Ex-fugitive Howard Marks back in Taiwan, this time for food and fun
On the lam in 1988, Howard Marks headed for a lawless land: Taiwan. Nearly 25 years later, the former drug smuggler returns to the island in search of food and fun - and to settle a score with a certain dog

The seaside road was throttled by traffic heading towards the Dog Temple, and cars were parked for several kilometres along the coastal highway. Unlike most shrines, where deities are worshipped during the day, worshipping ghosts is best done after midnight, when they are more likely to respond positively.
At midnight, tough guys who had rolled up in their Mercedes and BMWs, sauntered to the altar to pray on their knees. Young women in miniskirts and low-cut blouses, accompanied by bodyguards in leather jackets, placed incense in sacrificial urns and mumbled prayers, perhaps against the risks of their profession. The old prayed for the return of lovers long gone over the seas.
It was 1988, and I'd learned that a federal grand jury indictment had been issued against me, and the United States was seeking my extradition on the grounds of my being the ringleader of the biggest cannabis smuggling organisation in the world.

I'd never been to Taiwan, but I headed straight there. No one had ever been extradited from there to anywhere. I'd be safe. My first few days confirmed my optimism. I loved the place - there was no evidence of any law or regulation. Scooters and motorbikes carrying several passengers with no crash helmets careered through streets with no traffic signals and parked wherever they wished. Forgery was a respected profession. But I missed my kids desperately and kept thinking I should go home and wriggle out of the problem.
I heard tell of a Buddhist shrine - the Temple of the 18 Kings - patronised by lawbreakers seeking advice on criminal matters. I took a taxi there to resolve my quandary and the driver explained that during the late 1800s, a boat carrying 17 fishermen and their communal dog capsized in the Taiwan Strait. The fishermen drowned but the dog survived. In accordance with tradition, the locals prepared a collective grave and ghost temple on a cliff overlooking the shore. The dog jumped into the grave with the bodies, refused to leave, was buried alive and became the 18th of the kings of the temple. Eighteen is the number of levels of hell in Chinese folk religion. The temple was shrouded in safety, mystery and danger.

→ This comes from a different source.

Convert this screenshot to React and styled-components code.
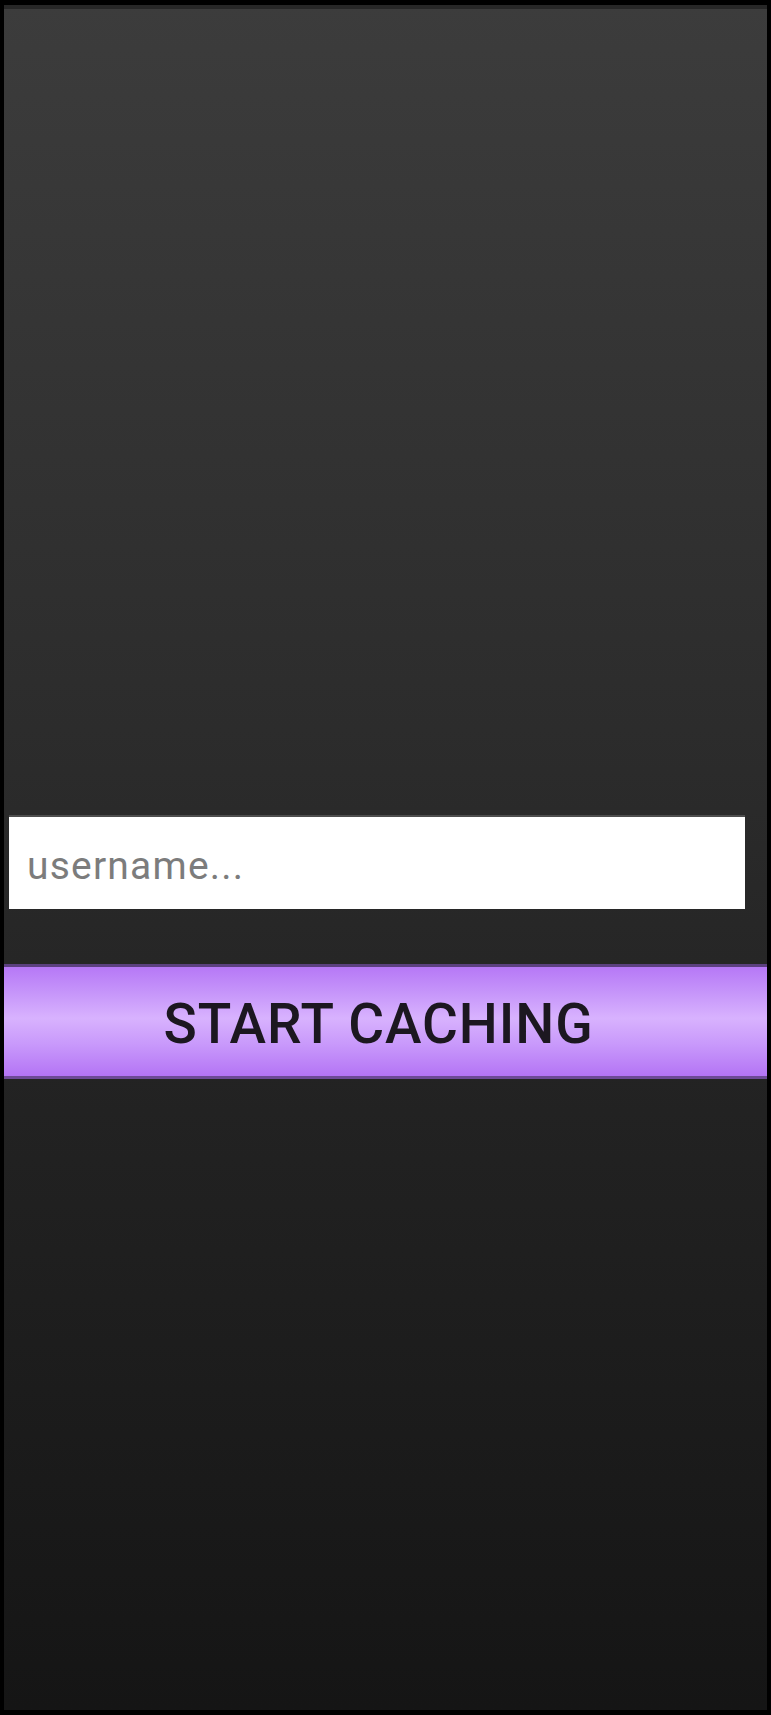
import React from "react";
import styled, { createGlobalStyle } from "styled-components";

const GlobalStyle = createGlobalStyle`
  html, body {
    margin: 0;
    padding: 0;
    background: #000;
  }
  * {
    box-sizing: border-box;
  }
`;

const Frame = styled.div`
  width: 771px;
  height: 1715px;
  padding: 5px 4px;
  background: #000;
`;

const Screen = styled.div`
  height: 100%;
  display: flex;
  flex-direction: column;
  background: linear-gradient(to bottom, #3c3c3c 0%, #2b2b2b 45%, #222 65%, #151515 100%);
`;

const StatusStrip = styled.div`
  height: 4px;
  background: #272727;
`;

const Form = styled.div`
  display: flex;
  flex-direction: column;
  margin-top: 806px;
`;

const UsernameInput = styled.input`
  width: 736px;
  height: 94px;
  margin-left: 5px;
  padding: 6px 0 0 18px;
  border: none;
  border-top: 2px solid #4d4d4d;
  background: #fff;
  font-family: Roboto, "Liberation Sans", sans-serif;
  font-size: 39px;
  letter-spacing: 1.2px;
  color: #555;
  outline: none;

  &::placeholder {
    color: #7c7c7c;
  }
`;

const CacheButton = styled.button`
  margin-top: 55px;
  width: 100%;
  height: 115px;
  padding: 4px 14px 0 0;
  border: none;
  border-top: 3px solid #5c4080;
  border-bottom: 3px solid #6d4a96;
  background: linear-gradient(
    to bottom,
    #b678f6 0%,
    #c797fa 25%,
    #d8b2fe 47%,
    #c99afb 70%,
    #b474f5 100%
  );
  font-family: Roboto, "Liberation Sans", sans-serif;
  font-size: 55px;
  font-weight: 500;
  color: #1c1720;
  letter-spacing: 0.9px;
  cursor: pointer;
`;

export default function App() {
  return (
    <>
      <GlobalStyle />
      <Frame>
        <Screen>
          <StatusStrip />
          <Form>
            <UsernameInput placeholder="username..." />
            <CacheButton>START CACHING</CacheButton>
          </Form>
        </Screen>
      </Frame>
    </>
  );
}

Thick clouds of eye-stinging incense swirled around the temple's red columns. Altar candles burned in honour of a dog that signified luck and good fortune as well as loyalty and friendship. Worshippers lit cigarettes instead of incense sticks, symbolising the friendship between dog-spirit and man. They stroked and rubbed images of the dog. I made an offering of cash, cigars and a Cartier lighter, bought a charm necklace and asked the dog should I stay or should I go. The monk in charge gave me one of 64 possible answer slips. The taxi driver translated: I had to go home.